What needs to be done: Identify each line below containing the string "styles" and copy it.

[START OF Recorded information]

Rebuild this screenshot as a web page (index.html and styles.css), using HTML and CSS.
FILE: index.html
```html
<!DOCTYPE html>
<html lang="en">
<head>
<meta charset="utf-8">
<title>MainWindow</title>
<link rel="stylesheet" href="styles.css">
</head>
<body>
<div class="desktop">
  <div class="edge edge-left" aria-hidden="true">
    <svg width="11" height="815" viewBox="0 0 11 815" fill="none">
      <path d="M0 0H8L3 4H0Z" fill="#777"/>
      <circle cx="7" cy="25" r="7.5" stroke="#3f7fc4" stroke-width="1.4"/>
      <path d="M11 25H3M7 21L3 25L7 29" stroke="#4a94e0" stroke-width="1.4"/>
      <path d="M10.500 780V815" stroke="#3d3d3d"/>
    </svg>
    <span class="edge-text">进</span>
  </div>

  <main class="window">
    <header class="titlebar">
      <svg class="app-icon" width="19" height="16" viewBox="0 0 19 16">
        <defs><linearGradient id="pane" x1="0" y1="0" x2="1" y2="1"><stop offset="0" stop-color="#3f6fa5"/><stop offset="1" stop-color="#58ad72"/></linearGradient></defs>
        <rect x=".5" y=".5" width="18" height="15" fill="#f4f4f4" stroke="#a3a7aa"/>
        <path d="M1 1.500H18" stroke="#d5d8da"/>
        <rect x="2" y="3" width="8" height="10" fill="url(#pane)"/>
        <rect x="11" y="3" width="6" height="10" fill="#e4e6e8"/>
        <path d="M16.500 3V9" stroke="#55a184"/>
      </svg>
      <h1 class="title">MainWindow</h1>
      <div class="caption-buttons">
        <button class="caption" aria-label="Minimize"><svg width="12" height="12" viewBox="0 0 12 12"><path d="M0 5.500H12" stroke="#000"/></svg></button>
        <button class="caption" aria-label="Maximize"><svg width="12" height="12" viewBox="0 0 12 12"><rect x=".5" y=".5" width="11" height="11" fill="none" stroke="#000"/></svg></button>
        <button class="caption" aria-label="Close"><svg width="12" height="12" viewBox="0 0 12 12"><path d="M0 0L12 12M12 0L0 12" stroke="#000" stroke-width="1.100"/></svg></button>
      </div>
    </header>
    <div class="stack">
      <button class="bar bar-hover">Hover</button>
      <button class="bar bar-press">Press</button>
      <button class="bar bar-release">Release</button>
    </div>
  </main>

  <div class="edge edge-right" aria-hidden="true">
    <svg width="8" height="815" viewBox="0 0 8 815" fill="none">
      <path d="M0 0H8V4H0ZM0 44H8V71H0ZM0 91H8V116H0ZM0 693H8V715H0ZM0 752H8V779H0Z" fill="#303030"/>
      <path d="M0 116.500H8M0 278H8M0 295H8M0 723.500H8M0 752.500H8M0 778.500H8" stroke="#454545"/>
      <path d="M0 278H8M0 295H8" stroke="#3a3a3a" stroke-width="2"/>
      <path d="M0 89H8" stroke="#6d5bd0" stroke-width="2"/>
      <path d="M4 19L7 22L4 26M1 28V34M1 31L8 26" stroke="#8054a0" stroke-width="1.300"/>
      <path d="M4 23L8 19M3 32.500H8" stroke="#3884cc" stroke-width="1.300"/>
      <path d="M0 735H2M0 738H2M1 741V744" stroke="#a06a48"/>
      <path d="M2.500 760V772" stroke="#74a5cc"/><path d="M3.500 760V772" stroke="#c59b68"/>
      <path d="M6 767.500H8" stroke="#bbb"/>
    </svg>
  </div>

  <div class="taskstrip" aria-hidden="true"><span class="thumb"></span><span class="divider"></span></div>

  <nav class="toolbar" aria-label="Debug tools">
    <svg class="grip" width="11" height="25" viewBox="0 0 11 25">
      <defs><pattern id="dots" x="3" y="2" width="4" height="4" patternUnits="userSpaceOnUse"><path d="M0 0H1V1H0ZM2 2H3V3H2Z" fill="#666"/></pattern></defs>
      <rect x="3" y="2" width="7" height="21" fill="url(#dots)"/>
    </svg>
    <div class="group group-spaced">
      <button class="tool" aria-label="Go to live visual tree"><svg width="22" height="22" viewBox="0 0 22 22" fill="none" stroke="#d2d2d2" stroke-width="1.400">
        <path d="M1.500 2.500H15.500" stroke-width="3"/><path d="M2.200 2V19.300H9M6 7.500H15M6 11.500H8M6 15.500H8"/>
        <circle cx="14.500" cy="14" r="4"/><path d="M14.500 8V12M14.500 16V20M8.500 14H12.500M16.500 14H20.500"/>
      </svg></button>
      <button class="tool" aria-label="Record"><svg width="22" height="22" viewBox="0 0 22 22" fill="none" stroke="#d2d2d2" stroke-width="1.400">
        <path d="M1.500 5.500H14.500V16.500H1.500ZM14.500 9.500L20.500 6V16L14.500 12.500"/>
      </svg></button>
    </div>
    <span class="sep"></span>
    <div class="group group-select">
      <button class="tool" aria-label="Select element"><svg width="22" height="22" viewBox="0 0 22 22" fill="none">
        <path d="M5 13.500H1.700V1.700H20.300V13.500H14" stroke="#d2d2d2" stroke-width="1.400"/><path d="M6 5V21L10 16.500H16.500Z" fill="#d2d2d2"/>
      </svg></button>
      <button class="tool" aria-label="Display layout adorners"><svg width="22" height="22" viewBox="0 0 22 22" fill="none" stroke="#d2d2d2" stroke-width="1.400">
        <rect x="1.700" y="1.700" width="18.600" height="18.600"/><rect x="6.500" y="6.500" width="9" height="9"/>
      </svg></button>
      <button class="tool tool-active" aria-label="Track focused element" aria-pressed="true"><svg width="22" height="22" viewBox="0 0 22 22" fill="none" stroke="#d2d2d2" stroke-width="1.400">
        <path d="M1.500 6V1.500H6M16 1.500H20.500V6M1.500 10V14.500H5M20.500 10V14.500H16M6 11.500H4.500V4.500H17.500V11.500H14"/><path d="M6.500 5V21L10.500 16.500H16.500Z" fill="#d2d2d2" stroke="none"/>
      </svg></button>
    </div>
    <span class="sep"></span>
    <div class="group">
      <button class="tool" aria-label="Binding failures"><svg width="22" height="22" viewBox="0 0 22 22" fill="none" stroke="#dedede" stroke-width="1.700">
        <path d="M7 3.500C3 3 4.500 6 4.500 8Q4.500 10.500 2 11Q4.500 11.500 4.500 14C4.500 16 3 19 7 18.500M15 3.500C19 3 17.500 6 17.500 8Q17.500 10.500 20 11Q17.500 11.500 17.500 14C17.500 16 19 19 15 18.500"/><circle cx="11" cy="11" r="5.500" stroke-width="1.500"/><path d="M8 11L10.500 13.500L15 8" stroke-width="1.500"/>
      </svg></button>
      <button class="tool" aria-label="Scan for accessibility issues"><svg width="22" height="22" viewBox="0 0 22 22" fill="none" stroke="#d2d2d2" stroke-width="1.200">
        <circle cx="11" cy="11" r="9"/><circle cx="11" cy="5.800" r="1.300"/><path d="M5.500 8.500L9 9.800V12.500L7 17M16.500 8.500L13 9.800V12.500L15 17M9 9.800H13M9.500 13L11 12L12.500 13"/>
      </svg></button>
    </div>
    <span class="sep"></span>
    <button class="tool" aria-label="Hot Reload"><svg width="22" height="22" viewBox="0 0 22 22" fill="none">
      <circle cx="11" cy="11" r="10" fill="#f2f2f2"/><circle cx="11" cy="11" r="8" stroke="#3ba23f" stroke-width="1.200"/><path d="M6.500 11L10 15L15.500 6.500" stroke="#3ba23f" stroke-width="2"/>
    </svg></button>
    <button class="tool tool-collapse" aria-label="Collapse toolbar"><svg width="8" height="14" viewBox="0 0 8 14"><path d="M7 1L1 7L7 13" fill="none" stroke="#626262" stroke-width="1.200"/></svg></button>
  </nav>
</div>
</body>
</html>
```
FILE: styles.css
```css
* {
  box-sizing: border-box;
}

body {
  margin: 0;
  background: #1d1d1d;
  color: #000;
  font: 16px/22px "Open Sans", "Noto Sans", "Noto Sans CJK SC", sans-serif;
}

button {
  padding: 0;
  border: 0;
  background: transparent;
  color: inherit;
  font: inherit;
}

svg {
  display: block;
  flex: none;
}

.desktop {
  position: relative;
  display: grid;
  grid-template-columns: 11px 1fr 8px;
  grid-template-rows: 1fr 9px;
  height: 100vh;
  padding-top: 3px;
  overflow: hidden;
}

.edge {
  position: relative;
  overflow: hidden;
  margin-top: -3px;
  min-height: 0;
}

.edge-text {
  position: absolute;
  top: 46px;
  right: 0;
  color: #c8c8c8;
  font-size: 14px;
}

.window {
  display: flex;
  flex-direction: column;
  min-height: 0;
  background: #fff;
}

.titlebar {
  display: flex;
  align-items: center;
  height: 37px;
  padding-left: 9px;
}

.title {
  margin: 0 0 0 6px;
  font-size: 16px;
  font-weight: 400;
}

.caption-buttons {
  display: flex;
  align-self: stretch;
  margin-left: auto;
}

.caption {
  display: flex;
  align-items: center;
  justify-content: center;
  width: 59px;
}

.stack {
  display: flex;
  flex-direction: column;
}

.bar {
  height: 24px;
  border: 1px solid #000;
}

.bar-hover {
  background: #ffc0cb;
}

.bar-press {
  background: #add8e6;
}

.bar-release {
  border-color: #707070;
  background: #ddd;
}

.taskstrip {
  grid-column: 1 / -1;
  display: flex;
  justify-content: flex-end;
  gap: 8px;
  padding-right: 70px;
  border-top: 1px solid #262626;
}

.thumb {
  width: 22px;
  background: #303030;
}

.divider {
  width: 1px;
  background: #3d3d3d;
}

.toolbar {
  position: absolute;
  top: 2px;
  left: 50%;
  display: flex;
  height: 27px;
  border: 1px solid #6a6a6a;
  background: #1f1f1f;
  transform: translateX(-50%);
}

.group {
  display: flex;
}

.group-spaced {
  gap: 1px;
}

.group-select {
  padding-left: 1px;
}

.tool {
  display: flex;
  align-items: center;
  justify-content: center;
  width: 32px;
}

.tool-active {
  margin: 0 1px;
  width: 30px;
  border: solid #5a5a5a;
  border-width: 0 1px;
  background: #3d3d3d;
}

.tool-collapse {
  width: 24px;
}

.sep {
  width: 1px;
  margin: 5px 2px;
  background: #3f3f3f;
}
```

[END OF Recorded information]

Result:
Rebuild this screenshot as a web page (index.html and styles.css), using HTML and CSS.
<link rel="stylesheet" href="styles.css">
FILE: styles.css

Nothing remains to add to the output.